I have used this metaphorical graphic system for decades now, with a few adventures inside DOS here and there. As a technical writer interested in information architecture and how people interact with systems, I find myself wondering what systems work best for me now, as a 36-year-old millennial who was exposed to paper, books, handwriting, command-line interfaces, Windows 95, Mac OS, iOS, and film cameras.
This poses an interesting question for my workflow: Lately I find myself gravitating toward text-based interfaces again, and use the physical object itself rather than its digital metaphor. I don’t want a complex GUI. I want the computer to be the computer and the paper to be paper. That may be from the mental overhead of the amount of graphics I see and interact with on a daily basis. I’m tired of seeing thousands of images a day. I’m tired of deciphering what’s in the callout box. I’m tired of parsing through thousands of results to find what I’m looking for.
And I think this is where AI is slowing weaving its way into my workflow. It provides a simple interface that allows me to ask questions, retrieve answers, and move on to another part of the process without spending time parsing through pages of search results and web pages. Of course you have to discern its answers to parse through sources, like everything else in research. But the ability to use a simple text-based interface makes me think that we’re moving away from complex graphical interfaces and toward the simple command-line interfaces of before.
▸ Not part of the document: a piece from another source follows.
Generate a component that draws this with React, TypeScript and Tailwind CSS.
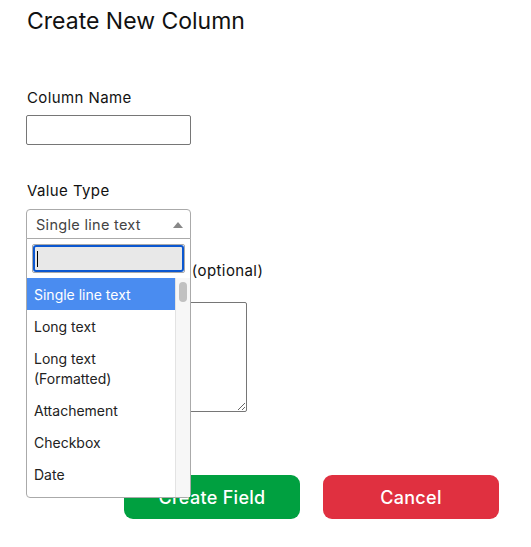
import { useState } from "react";

const options = [
  "Single line text",
  "Long text",
  "Long text (Formatted)",
  "Attachement",
  "Checkbox",
  "Date",
  "Number",
];

export default function App() {
  const [selected] = useState("Single line text");

  return (
    <main className="w-[531px] h-[547px] bg-white font-['Inter',sans-serif] text-[#111] relative">
      <div className="pl-[27px] pt-[6px]">
        <h1 className="text-[23px] leading-[30px] font-normal">Create New Column</h1>

        <label className="block mt-[52px] text-[15px] tracking-[0.4px] leading-5">Column Name</label>
        <input
          type="text"
          className="block mt-[7px] -ml-px w-[165px] h-[30px] border border-[#767676] rounded-[2px] outline-none"
        />

        <label className="block mt-[36px] text-[15px] tracking-[0.4px] leading-5">Value Type</label>
        <div className="relative mt-[8px] -ml-px w-[165px]">
          {/* select box */}
          <div className="h-[30px] border border-[#aaa] rounded-t-[4px] flex items-center justify-between pl-[9px] pr-[6px] pt-[2px] text-[14.5px] tracking-[0.3px] text-[#444]">
            <span>{selected}</span>
            <svg width="10" height="6" viewBox="0 0 10 6" className="mr-[1px]">
              <path d="M0 6 L5 0 L10 6 Z" fill="#888" />
            </svg>
          </div>

          {/* dropdown */}
          <div className="absolute left-0 top-[29px] w-[165px] z-10 bg-white border border-[#aaa] rounded-b-[4px] font-['Inter',sans-serif]">
            <div className="px-[5px] pt-[5px] pb-[5px]">
              <div className="border border-[#aaa] rounded-[2px]">
                <div className="h-[27px] bg-[#e8e8e8] border-2 border-[#0b57d0] rounded-[3px] flex items-center pl-[2px]">
                  <span className="w-px h-[16px] bg-black" />
                </div>
              </div>
            </div>
            <div className="flex h-[219px] overflow-hidden">
              <ul className="flex-1 text-[14px] leading-5 text-[#222]">
                {options.map((o) => (
                  <li
                    key={o}
                    className={
                      o === selected
                        ? "px-[7px] pt-[7px] pb-[5px] bg-[#4a8cf0] text-white"
                        : "px-[7px] pt-[7px] pb-[5px]"
                    }
                  >
                    {o === "Long text (Formatted)" ? (
                      <>
                        Long text
                        <br />
                        (Formatted)
                      </>
                    ) : (
                      o
                    )}
                  </li>
                ))}
              </ul>
              <div className="w-[15px] bg-[#f7f7f7] border-l border-[#e3e3e3] pt-[4px] flex justify-center">
                <div className="w-[8px] h-[20px] rounded-full bg-[#c1c1c1]" />
              </div>
            </div>
          </div>
        </div>

        <label className="block mt-[22px] text-[15px] tracking-[0.4px] leading-5">Column's Description (optional)</label>
        <textarea className="block mt-[21px] -ml-px w-[221px] h-[110px] border border-[#767676] rounded-[2px] outline-none" />

        <div className="flex gap-[23px] ml-[97px] mt-[63px]">
          <button className="w-[176px] h-[44px] rounded-[9px] bg-[#00a040] text-white text-[18px] tracking-[0.3px] font-medium">
            Create Field
          </button>
          <button className="w-[176px] h-[44px] rounded-[9px] bg-[#e03040] text-white text-[18px] tracking-[0.3px] font-medium">
            Cancel
          </button>
        </div>
      </div>
    </main>
  );
}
Using a computer in this way frees me up to get my face out of the screen and into the physical world and interact with its objects.
Investigating Why
So this is where I am right now in my life. I spend too much time on social media and the mental overhead of my digital use is making me tired. So I retreat to my notebooks and stationery, where I enjoy the slow process of physically using tools to enhance my life, perform tasks, and just be human. In this process, I’m discovering the use of AI in helping me with my digital workflow. I also find myself gravitating toward smaller online social groups for more meaningful discourse. I want to ask myself how to maintain balance in this complicated world that is not slowing down.
I want to take the next several weeks to investigate my analog and digital workflows and discover how I can better tailor these systems to live a life that God has called me to live.
Throughout this process, I want to focus on a few specific questions:
What do I want to accomplish?
What principles are important in my life?
How does the medium I use affect this process?
Stay tuned for more. In my next post, I’ll focus on a specific notebook system I’m using.
There's lots of facility now for using apps to conduct a prayer life and even participate in Mass. But of course it's never the same as thumbing through pages of a Bible, holding a missal in the pew, or handling an actual rosary.
Paper bulletins I can happily do without though--those just collect like junk mail, lol.
Nietzsche was fascinated with writing on a typewriter. He felt he thought differently when composing on a typewriter, which was new technology at the time.